> [SUPPLIED MATERIAL]
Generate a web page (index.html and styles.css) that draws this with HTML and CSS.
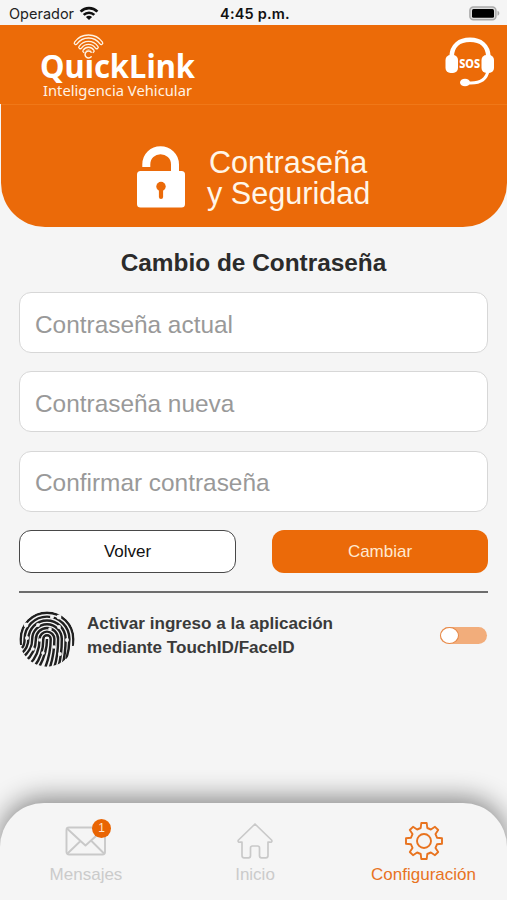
FILE: index.html
```html
<!DOCTYPE html>
<html lang="es">
<head>
<meta charset="utf-8">
<title>QuickLink</title>
<link rel="stylesheet" href="styles.css">
</head>
<body>
<div class="app">
  <div class="status">
    <div class="carrier"><span>Operador</span>
      <svg width="20" height="15" viewBox="0 0 20 15" fill="none" stroke="#111" stroke-width="2.7"><path d="M1.6 5.6C6.2 1 13.8 1 18.4 5.6M4.7 8.9c3-2.9 7.600-2.900 10.600 0"/><path d="M10 14 6.900 10.900c1.700-1.600 4.500-1.600 6.200 0z" fill="#111" stroke="none"/></svg>
    </div>
    <div class="time">4:45 p.m.</div>
    <svg class="battery" width="32" height="15" viewBox="0 0 32 15"><rect x=".9" y=".9" width="26" height="12.800" rx="3.500" fill="#ddd" stroke="#aaa" stroke-width="1.500"/><rect x="3" y="3" width="22" height="8.700" rx="1.500" fill="#000"/><path d="M28.500 4.800c2.400.8 2.400 4.200 0 5z" fill="#aaa"/></svg>
  </div>
  <header class="topbar">
    <svg class="logo" width="162" height="72" viewBox="0 0 162 72">
      <g fill="none" stroke-linecap="round">
        <path d="M36.800 12C43 3.300 56 3.300 62.200 12M41.300 16.200C45.500 10.500 53.500 10.500 57.700 16.200M45.400 20C47.500 17 51.500 17 53.600 20" stroke="#fff3e2" stroke-width="4.300"/>
        <path d="M36.800 12C43 3.300 56 3.300 62.200 12M41.300 16.200C45.500 10.500 53.500 10.500 57.700 16.200M45.400 20C47.500 17 51.500 17 53.600 20" stroke="#ec6b08" stroke-width="1.700"/>
        <circle cx="49.500" cy="23.500" r="4.600" fill="#ec6b08"/>
        <path d="M52.200 21.200a3.500 3.500 0 1 0 0 4.600" stroke="#fff3e2" stroke-width="1.500"/>
      </g>
      <text class="brand" x="1" y="47" textLength="155" lengthAdjust="spacingAndGlyphs">QuıckLink</text>
      <text class="tagline" x="4" y="64.500" textLength="149" lengthAdjust="spacingAndGlyphs">Inteligencia Vehicular</text>
    </svg>
    <svg class="sos" width="50" height="50" viewBox="0 0 50 50">
      <path d="M6.500 20C7 8 15 2.800 25 2.800S43 8 43.500 20" fill="none" stroke="#fff" stroke-width="4.600"/>
      <rect x=".5" y="18" width="12.500" height="18" rx="5" fill="#fff"/><rect x="36.500" y="18" width="12.500" height="18" rx="5" fill="#fff"/>
      <path d="M43 34c-1.500 8-8 12-17 12h-5" fill="none" stroke="#fff" stroke-width="3"/><ellipse cx="20" cy="45.500" rx="5" ry="3.800" fill="#fff"/>
      <text class="sos-text" x="14.200" y="30.500" textLength="21" lengthAdjust="spacingAndGlyphs">SOS</text>
    </svg>
  </header>
  <section class="hero">
    <svg width="48" height="62" viewBox="0 0 48 62">
      <path d="M9.300 21v-2.500C9.300 10 16 4.200 23.500 4.200S38 10 38 18.500V27" fill="none" stroke="#fff" stroke-width="8"/>
      <rect x="0" y="25" width="48" height="36.500" rx="3.500" fill="#fff"/>
      <circle cx="24" cy="40.500" r="4.700" fill="#eb6a09"/><path d="M24 41v10" stroke="#eb6a09" stroke-width="4.200" stroke-linecap="round"/>
    </svg>
    <h1><span>Contraseña</span><br>y Seguridad</h1>
  </section>
  <main>
    <h2>Cambio de Contraseña</h2>
    <div class="field">Contraseña actual</div>
    <div class="field">Contraseña nueva</div>
    <div class="field">Confirmar contraseña</div>
    <div class="buttons"><button class="btn back">Volver</button><button class="btn change">Cambiar</button></div>
    <div class="bio">
      <svg class="finger" width="56" height="56" viewBox="-28 -28 56 56">
        <defs><clipPath id="disc"><circle r="27.700"/></clipPath></defs>
        <g clip-path="url(#disc)" fill="none" stroke="#202020" stroke-width="2.450">
          <path d="M0 0C0 10-3 20-9 30"/>
          <path d="M-13 28C-6 19-3.700 10-3.700 0a3.700 3.700 0 0 1 7.400 0c0 12-2 20-6 30"/>
          <path d="M-18 26C-10 18-7.400 9-7.400 0a7.400 7.400 0 0 1 14.800 0c0 12-1.500 20-5 30"/>
          <path d="M-22 23C-13 15-11.100 8-11.100 0a11.100 11.100 0 0 1 22.200 0c0 12-1 20-4.300 30"/>
          <path d="M-25 19C-16 12-14.800 6-14.800 0a14.800 14.800 0 0 1 29.600 0c0 12-1 20-3.500 28"/>
          <path d="M-26 15C-19 9-18.600 4-18.600 0a18.600 18.600 0 0 1 37.200 0c0 10-1 18-3 26"/>
          <path d="M-25 9C-22.500 6-22.400 3-22.400 0a22.400 22.400 0 0 1 44.800 0c0 9-1 13-3 20"/>
          <path d="M-26.300 6V0a26.300 26.300 0 0 1 52.600 0v7"/>
        </g>
        <g fill="#f5f5f5"><circle cx="5" cy="-22" r="2"/><circle cx="12" cy="-22" r="2.400"/><circle cx="-21" cy="-14" r="2.400"/><circle cx="-9" cy="-14" r="1.900"/><circle cx="12" cy="-12" r="1.900"/><circle cx="3" cy="-10" r="1.800"/><circle cx="-20" cy="-1" r="2"/><circle cx="-7" cy="1" r="1.800"/><circle cx="20" cy="1" r="1.900"/><circle cx="7" cy="8" r="1.800"/><circle cx="-14" cy="10" r="1.800"/><circle cx="-4" cy="14" r="1.800"/><circle cx="13" cy="15" r="1.900"/></g>
      </svg>
      <p>Activar ingreso a la aplicación<br>mediante TouchID/FaceID</p>
      <div class="toggle"><i></i></div>
    </div>
  </main>
  <nav>
    <div class="tab">
      <div class="icon"><svg width="42" height="40" viewBox="0 0 42 40" fill="none" stroke="#c9c9c9" stroke-width="1.900" stroke-linejoin="round"><rect x="1.500" y="6.500" width="38.500" height="27" rx="2.500"/><path d="M2 7.500l13.500 12.500L20.500 24.500l5.500-5L39.500 7.500M2.500 32.500l13-12.500M39 32.500 26 19.500"/></svg><b class="badge">1</b></div>
      <span>Mensajes</span>
    </div>
    <div class="tab">
      <div class="icon"><svg width="42" height="40" viewBox="0 0 42 40" fill="none" stroke="#c9c9c9" stroke-width="1.700" stroke-linejoin="round"><path d="M21 3 4.500 19c-1 1.300.2 2.500 1.500 2.200h2V34.500q0 2.300 2 2.300h4.500q2 0 2-2V27q0-2 2-2h5q2 0 2 2v7.800q0 2 2 2H32q2 0 2-2.300V21.200h2c1.300.3 2.500-.9 1.500-2.200z"/></svg></div>
      <span>Inicio</span>
    </div>
    <div class="tab active">
      <div class="icon"><svg width="42" height="40" viewBox="-21 -20 42 40" fill="none" stroke="#e8731f" stroke-width="1.900" stroke-linejoin="round"><path d="M-3.300-13-2.700-18H2.700L3.300-13 6.900-11.500 11-14.200 14.200-11 11.500-6.900 13-3.300 18-2.700V2.700L13 3.300 11.500 6.900 14.200 11 11 14.200 6.900 11.500 3.300 13 2.700 18H-2.700L-3.300 13-6.900 11.500-11 14.200-14.200 11-11.500 6.900-13 3.300-18 2.700V-2.700L-13-3.300-11.500-6.900-14.200-11-11-14.200-6.900-11.500z"/><circle r="7"/></svg></div>
      <span>Configuración</span>
    </div>
  </nav>
</div>
</body>
</html>
```
FILE: styles.css
```css
* { box-sizing: border-box; }
body { margin: 0; background: #f5f5f5; font-family: "Liberation Sans", Arial, sans-serif; }
.app { width: 507px; height: 900px; display: flex; flex-direction: column; overflow: hidden; }
.status { height: 25px; display: grid; grid-template-columns: 1fr auto 1fr; align-items: center; padding: 2px 6px 0 9px; font: 14.5px Inter, sans-serif; color: #222; }
.carrier { display: flex; align-items: center; gap: 5px; }
.time { font-weight: 600; letter-spacing: .2px; color: #111; }
.battery { justify-self: end; }
.topbar { height: 79px; background: #ec6b08; display: flex; justify-content: space-between; padding: 6px 12px 0 39px; }
.sos { margin-top: 6px; }
.brand { font: 700 31.5px "Noto Sans", sans-serif; fill: #fff; }
.tagline { font: 14.5px "Noto Sans", sans-serif; fill: #fff3e4; }
.sos-text { font: 800 11.5px "Noto Sans", sans-serif; fill: #fff; }
.hero { height: 123px; margin-left: 1px; background: #eb6a09; border-radius: 0 0 44px 44px; border-top: 1px solid #f07818; display: flex; padding: 41px 0 0 136px; gap: 22px; }
h1 { margin: 1px 0 0; font-size: 30.6px; line-height: 31px; font-weight: 400; color: #fff6e8; }
h1 span { margin-left: 2px; }
main { flex: 1; padding: 22px 19px 0; }
h2 { margin: 0 0 15px; font-size: 24.4px; line-height: 28px; text-align: center; color: #2b2b2b; }
.field { height: 61px; margin-bottom: 18.3px; border: 1.5px solid #d7d7d7; border-radius: 12px; background: #fff; padding: 4px 15px 0; display: flex; align-items: center; font-size: 24.4px; color: #999; }
.buttons { display: flex; justify-content: space-between; }
.btn { width: 217px; height: 43px; border-radius: 12px; font: 17px "Liberation Sans", sans-serif; padding: 1px 0 0; }
.back { background: #fff; border: 1.5px solid #484848; color: #111; }
.change { width: 216px; background: #eb6a09; border: 0; color: #ffe9d0; }
.bio { border-top: 2px solid #6d6d6d; margin-top: 18px; padding-top: 18px; display: flex; align-items: flex-start; }
.bio p { margin: 1px 0 0 12px; font-weight: 700; font-size: 17.1px; line-height: 24.5px; color: #3a3a3a; flex: 1; }
.toggle { width: 47px; height: 17px; border-radius: 9px; background: #f2ad7b; margin: 16px 1px 0 0; }
.toggle i { display: block; width: 19px; height: 17px; border: 1.5px solid #e58644; border-radius: 50%; background: #fff; }
nav { height: 97px; background: #f5f5f5; border-radius: 44px 44px 0 0; box-shadow: 0 -5px 26px rgba(0,0,0,.46); display: grid; grid-template-columns: repeat(3, 169px); padding-top: 17px; }
.tab { display: flex; flex-direction: column; align-items: center; font-size: 17px; line-height: 20px; color: #cbcbcb; padding-left: 3px; }
.icon { position: relative; height: 45px; padding-top: 1px; }
.badge { position: absolute; right: -4px; top: -1px; width: 19px; height: 19px; border-radius: 50%; background: #e96504; color: #ffe6d0; font: 12px/19px "Liberation Sans", sans-serif; text-align: center; }
.active { color: #e8731f; padding-left: 2px; }
```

> [PROBLEM] Count every line bearing the word "index"; report the total only.

> [RESPONSE FOR THIS EXERCISE] 2